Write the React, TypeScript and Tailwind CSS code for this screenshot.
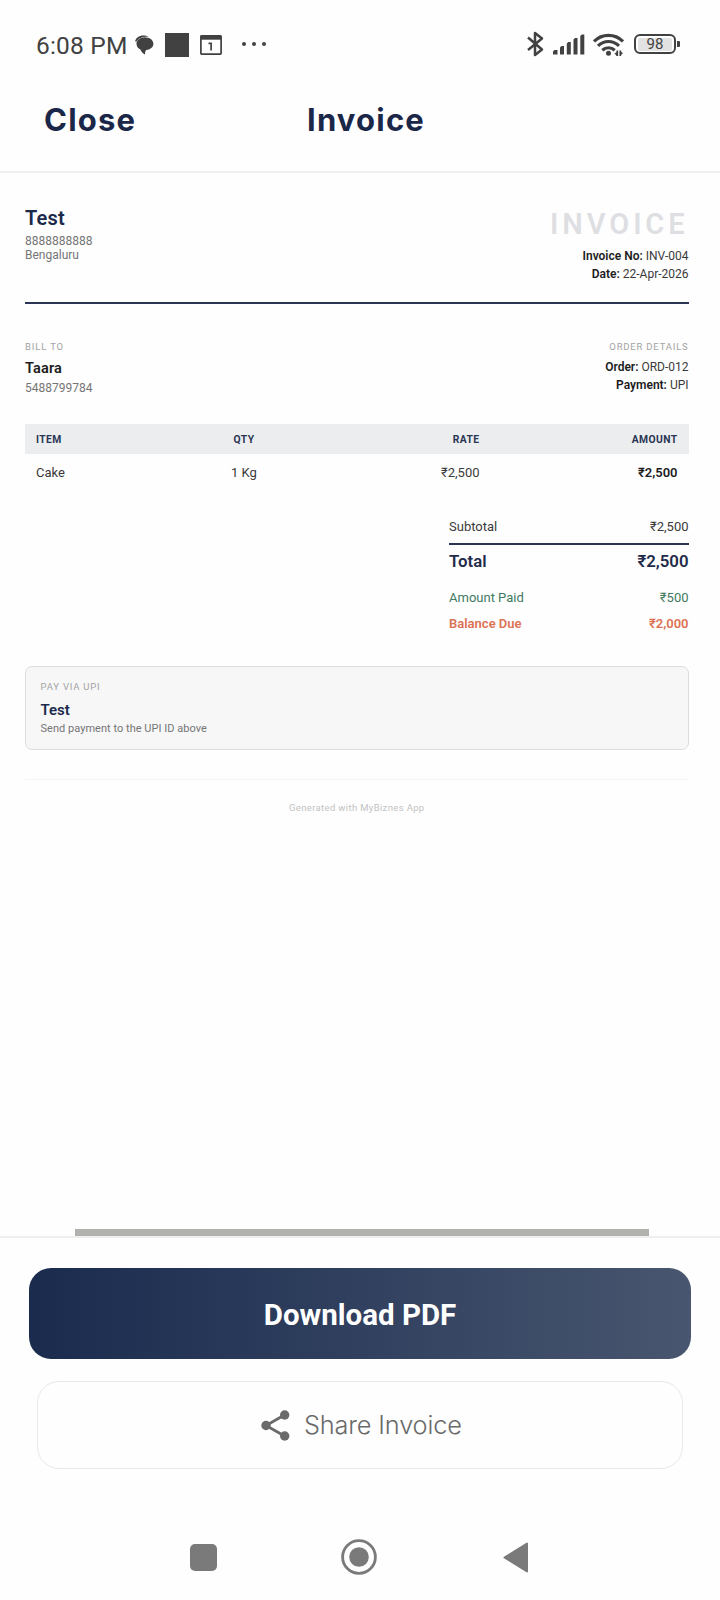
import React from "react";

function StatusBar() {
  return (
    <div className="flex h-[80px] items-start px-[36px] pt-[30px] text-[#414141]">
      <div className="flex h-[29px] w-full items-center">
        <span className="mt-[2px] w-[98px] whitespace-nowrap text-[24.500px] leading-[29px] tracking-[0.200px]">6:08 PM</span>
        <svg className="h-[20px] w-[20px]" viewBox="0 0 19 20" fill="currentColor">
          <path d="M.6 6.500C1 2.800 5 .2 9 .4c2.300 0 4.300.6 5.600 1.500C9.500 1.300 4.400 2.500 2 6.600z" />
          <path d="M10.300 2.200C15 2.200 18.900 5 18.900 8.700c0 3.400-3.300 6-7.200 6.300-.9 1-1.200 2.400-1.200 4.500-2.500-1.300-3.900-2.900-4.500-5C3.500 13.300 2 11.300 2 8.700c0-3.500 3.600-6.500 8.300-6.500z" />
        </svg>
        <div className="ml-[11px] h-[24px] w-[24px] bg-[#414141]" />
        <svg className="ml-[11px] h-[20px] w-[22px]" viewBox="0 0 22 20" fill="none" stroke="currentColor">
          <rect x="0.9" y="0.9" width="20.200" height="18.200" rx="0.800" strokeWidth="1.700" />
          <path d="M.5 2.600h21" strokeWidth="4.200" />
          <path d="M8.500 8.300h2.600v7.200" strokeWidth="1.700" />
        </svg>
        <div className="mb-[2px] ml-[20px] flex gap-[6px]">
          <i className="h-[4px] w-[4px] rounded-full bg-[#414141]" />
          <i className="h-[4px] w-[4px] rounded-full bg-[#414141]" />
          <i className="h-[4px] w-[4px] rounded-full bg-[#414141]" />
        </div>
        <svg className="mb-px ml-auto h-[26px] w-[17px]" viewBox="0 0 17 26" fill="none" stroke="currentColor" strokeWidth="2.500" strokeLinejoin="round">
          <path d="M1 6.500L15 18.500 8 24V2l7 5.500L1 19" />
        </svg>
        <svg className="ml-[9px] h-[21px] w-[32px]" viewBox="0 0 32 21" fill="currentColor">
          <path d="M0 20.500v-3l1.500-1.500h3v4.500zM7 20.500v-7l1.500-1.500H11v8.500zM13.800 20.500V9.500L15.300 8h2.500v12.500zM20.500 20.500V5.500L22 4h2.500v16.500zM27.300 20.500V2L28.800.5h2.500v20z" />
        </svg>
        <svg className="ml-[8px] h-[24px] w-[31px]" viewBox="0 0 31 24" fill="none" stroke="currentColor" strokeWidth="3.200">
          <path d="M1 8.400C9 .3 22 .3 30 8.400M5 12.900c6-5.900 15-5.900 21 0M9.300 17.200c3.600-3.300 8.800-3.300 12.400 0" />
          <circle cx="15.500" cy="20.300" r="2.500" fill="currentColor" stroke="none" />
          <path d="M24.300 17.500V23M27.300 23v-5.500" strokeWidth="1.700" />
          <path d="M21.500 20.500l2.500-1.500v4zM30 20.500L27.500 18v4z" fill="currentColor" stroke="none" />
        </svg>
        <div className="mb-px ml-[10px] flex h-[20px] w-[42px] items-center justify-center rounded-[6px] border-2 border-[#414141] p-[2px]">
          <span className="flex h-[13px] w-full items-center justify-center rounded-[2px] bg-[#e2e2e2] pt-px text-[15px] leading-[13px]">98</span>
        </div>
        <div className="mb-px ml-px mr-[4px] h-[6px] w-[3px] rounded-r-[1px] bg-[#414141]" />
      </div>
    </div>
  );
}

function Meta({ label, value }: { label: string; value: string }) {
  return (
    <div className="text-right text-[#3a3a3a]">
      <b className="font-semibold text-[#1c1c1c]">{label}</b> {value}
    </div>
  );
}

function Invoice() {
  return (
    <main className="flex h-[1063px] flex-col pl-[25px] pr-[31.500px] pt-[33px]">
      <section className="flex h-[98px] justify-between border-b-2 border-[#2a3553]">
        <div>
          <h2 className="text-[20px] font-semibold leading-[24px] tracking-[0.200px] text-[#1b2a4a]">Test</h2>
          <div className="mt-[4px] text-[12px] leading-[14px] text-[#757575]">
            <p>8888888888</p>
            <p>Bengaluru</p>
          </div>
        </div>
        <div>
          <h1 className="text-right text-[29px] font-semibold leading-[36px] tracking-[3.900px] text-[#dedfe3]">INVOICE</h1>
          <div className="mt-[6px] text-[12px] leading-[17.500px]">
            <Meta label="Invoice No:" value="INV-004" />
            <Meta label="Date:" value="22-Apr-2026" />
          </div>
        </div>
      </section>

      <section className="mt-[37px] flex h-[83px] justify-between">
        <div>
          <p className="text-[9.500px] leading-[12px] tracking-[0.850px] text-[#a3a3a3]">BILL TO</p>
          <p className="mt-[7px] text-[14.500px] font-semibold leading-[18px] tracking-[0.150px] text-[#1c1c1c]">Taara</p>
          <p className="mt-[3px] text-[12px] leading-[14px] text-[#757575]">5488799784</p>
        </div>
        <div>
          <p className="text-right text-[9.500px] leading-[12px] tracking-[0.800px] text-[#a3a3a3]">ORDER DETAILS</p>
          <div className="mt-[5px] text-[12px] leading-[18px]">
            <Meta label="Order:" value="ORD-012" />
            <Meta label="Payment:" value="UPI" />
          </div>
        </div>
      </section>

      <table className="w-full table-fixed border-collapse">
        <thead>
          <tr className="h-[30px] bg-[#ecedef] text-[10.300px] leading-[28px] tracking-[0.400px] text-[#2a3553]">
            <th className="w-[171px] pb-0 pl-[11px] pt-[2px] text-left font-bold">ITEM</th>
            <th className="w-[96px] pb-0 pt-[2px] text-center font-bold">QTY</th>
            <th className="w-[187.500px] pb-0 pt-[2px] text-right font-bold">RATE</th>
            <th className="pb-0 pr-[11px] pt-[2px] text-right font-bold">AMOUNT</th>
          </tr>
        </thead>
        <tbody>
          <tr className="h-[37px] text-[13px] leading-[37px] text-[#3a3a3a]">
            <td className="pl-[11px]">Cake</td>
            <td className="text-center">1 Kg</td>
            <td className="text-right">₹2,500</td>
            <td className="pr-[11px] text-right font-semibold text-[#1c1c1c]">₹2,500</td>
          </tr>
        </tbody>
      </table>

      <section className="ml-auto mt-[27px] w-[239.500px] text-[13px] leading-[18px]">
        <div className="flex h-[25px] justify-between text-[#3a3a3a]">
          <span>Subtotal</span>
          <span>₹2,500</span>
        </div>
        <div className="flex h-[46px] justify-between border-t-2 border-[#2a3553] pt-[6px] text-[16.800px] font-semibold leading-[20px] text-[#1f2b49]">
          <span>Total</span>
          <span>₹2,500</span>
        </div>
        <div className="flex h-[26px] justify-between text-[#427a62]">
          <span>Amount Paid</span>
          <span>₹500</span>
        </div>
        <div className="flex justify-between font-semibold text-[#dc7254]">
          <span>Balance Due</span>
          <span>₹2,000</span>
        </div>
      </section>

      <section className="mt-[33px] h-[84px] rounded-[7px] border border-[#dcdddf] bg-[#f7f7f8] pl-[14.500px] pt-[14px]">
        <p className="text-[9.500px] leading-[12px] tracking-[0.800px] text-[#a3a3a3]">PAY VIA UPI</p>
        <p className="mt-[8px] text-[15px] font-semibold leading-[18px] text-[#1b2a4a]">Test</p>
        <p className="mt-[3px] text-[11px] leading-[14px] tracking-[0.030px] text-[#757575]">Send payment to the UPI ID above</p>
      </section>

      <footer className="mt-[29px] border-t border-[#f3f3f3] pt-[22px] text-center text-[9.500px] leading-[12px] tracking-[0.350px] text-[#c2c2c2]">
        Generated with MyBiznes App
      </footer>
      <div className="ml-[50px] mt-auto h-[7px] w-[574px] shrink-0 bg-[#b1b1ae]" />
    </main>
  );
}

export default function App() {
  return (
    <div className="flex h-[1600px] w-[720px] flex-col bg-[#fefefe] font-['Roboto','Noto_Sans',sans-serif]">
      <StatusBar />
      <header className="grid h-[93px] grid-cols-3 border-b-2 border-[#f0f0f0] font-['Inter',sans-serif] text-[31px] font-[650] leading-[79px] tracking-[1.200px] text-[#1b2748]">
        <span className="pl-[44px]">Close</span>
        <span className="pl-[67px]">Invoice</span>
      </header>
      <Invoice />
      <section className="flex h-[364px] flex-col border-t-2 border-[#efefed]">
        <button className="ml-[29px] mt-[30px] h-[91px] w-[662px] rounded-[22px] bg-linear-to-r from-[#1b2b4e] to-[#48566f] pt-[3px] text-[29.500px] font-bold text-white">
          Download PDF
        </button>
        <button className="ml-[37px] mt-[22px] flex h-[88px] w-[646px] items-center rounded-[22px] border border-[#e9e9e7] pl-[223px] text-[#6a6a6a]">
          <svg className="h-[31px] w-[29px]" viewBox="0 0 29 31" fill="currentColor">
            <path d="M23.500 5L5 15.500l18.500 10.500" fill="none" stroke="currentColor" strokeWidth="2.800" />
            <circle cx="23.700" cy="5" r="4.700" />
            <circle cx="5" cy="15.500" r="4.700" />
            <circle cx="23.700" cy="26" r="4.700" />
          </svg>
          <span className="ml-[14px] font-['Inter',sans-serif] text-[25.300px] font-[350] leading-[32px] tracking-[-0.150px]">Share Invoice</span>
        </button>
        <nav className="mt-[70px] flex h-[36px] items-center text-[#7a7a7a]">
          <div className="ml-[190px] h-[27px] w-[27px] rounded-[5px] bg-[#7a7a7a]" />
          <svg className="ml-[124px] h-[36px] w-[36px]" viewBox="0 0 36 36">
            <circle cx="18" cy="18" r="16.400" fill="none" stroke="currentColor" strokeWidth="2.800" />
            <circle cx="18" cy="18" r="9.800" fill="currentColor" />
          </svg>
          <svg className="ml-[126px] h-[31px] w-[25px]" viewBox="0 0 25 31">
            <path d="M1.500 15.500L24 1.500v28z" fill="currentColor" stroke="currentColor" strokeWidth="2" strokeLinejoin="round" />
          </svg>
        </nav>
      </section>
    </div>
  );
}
□ □ □
◆ WHAT THE TASK ASKS ◆
Reproduce exactly the run of lines that opens the listing and closes with the line holding "import React from". Pictures are excluded.

◆ SOLUTION TO THE EXERCISE ◆
Write the React, TypeScript and Tailwind CSS code for this screenshot.
import React from "react";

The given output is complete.